### Information supplied
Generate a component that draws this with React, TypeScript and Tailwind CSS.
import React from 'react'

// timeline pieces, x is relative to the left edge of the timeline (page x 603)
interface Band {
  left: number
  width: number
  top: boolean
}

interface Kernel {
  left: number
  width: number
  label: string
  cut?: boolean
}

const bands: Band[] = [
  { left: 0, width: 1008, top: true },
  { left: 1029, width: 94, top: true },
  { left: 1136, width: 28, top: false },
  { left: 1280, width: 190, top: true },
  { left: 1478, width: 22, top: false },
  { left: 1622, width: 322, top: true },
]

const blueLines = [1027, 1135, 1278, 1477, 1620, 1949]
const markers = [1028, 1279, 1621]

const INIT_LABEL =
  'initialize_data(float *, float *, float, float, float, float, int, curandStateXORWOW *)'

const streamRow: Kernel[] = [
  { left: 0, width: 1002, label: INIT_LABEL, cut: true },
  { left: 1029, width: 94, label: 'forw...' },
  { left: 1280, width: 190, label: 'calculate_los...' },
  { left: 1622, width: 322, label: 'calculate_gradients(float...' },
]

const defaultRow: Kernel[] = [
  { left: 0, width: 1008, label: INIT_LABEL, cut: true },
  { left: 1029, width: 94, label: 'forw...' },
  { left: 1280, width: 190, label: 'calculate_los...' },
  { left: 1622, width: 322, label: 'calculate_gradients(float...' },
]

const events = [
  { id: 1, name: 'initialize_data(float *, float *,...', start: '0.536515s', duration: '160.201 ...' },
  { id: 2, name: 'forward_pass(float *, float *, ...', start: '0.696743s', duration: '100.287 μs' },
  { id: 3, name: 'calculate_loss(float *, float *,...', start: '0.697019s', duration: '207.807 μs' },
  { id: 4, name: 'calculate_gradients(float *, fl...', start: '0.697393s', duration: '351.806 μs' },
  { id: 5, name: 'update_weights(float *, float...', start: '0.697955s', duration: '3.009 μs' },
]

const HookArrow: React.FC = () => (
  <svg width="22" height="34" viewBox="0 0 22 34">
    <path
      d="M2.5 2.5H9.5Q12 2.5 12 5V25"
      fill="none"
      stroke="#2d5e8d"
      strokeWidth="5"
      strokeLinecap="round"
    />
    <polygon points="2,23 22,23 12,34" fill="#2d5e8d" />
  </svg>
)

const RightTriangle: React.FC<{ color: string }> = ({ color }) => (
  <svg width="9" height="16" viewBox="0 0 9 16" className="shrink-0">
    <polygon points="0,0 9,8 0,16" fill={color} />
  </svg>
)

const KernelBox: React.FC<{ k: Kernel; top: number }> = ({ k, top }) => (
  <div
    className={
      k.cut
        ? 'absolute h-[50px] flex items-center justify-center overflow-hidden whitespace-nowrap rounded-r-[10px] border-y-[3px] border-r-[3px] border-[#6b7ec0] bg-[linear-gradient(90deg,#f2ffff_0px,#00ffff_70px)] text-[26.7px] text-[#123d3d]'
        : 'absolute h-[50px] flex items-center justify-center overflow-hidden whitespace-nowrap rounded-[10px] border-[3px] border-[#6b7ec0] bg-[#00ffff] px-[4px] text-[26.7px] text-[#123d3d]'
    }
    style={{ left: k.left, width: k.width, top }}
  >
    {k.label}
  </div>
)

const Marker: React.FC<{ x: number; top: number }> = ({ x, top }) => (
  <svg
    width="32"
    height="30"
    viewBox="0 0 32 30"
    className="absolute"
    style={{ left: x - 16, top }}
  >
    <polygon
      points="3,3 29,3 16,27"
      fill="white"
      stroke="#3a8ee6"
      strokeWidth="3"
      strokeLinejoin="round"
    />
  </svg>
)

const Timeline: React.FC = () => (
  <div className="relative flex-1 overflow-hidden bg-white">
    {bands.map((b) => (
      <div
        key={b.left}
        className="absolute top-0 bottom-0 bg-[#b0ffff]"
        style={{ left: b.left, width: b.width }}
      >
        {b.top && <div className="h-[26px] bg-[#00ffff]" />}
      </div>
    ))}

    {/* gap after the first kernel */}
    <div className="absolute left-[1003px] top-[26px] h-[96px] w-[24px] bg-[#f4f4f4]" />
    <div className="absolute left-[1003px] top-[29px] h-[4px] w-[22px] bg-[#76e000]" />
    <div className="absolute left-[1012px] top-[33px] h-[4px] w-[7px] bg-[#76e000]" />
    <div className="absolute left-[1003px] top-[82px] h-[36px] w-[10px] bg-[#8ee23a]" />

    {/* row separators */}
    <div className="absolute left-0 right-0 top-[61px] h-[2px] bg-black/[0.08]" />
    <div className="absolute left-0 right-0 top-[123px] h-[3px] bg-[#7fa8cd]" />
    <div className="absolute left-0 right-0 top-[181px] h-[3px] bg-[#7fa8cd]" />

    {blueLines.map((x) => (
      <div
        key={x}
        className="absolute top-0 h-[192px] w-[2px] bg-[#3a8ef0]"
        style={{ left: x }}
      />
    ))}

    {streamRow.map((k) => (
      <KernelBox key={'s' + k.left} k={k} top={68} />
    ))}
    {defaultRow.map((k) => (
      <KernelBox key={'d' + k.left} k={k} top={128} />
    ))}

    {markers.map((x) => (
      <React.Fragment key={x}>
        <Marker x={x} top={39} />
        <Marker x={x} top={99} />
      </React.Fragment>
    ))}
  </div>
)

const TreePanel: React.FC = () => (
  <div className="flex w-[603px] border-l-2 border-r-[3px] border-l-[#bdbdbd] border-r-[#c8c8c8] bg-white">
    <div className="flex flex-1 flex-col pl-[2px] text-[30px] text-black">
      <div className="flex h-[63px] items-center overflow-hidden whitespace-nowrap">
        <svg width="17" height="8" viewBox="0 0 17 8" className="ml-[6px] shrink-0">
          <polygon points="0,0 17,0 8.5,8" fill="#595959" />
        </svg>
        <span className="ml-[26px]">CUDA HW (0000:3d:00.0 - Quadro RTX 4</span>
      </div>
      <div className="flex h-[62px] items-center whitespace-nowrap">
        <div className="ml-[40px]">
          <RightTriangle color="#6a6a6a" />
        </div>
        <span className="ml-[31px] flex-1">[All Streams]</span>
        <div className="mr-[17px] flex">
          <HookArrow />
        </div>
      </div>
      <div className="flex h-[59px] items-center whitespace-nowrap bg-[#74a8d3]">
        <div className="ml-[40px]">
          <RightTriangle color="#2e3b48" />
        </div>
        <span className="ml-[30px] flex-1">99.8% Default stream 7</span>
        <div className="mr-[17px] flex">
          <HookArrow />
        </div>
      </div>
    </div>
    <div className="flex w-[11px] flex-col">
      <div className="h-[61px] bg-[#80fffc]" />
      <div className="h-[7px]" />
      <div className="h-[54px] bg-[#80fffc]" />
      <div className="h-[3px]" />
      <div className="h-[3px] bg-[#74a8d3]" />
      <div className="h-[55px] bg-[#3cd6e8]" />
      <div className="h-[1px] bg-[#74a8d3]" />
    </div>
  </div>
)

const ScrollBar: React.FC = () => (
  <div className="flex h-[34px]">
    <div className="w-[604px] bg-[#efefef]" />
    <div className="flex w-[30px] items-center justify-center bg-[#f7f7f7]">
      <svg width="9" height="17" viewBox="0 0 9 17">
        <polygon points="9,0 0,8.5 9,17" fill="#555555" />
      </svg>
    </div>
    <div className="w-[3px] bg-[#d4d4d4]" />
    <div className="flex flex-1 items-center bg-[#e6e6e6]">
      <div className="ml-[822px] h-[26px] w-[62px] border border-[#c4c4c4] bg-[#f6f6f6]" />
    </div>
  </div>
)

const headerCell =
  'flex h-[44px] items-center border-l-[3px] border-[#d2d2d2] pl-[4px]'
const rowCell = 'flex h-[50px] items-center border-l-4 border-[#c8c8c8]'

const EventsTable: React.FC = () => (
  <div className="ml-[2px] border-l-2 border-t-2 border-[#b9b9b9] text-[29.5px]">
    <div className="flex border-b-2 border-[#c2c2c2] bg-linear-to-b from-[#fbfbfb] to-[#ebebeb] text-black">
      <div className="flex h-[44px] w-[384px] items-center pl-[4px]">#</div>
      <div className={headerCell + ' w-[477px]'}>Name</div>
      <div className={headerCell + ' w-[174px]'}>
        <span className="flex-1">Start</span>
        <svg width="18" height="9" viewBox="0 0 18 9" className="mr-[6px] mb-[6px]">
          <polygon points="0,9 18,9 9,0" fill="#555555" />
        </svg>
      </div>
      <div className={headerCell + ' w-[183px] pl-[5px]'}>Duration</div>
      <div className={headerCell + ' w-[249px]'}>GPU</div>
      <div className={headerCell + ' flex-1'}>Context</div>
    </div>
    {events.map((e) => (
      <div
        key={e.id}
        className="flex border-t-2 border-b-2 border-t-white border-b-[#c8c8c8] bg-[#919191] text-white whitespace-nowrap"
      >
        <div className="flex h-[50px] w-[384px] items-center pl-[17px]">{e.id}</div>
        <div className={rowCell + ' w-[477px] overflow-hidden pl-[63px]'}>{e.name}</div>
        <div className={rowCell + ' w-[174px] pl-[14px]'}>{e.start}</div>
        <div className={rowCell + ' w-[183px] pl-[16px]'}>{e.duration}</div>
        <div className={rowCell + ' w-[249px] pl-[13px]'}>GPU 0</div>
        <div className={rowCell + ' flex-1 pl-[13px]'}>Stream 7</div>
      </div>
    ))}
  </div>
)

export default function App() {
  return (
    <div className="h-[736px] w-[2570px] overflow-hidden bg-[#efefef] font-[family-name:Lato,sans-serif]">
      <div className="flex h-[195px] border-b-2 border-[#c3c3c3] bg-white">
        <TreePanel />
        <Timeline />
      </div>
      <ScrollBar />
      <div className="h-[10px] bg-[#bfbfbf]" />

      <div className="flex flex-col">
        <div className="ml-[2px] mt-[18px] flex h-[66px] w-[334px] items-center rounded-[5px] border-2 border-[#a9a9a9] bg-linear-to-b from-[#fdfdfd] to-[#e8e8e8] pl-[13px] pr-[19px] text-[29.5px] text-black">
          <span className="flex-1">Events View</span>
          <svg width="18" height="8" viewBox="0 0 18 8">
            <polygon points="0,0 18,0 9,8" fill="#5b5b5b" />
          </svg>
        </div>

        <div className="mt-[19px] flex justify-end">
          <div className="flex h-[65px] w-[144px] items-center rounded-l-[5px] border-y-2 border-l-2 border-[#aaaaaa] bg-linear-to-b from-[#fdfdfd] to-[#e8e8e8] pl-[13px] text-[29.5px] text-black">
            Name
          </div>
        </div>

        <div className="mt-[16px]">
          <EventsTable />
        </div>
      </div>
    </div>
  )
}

### Your objective
Print only the lines from the top of the data above down to the line holding "const markers = [1028, 1279, 1621]", inclusive.

### Output below
Generate a component that draws this with React, TypeScript and Tailwind CSS.
import React from 'react'

// timeline pieces, x is relative to the left edge of the timeline (page x 603)
interface Band {
  left: number
  width: number
  top: boolean
}

interface Kernel {
  left: number
  width: number
  label: string
  cut?: boolean
}

const bands: Band[] = [
  { left: 0, width: 1008, top: true },
  { left: 1029, width: 94, top: true },
  { left: 1136, width: 28, top: false },
  { left: 1280, width: 190, top: true },
  { left: 1478, width: 22, top: false },
  { left: 1622, width: 322, top: true },
]

const blueLines = [1027, 1135, 1278, 1477, 1620, 1949]
const markers = [1028, 1279, 1621]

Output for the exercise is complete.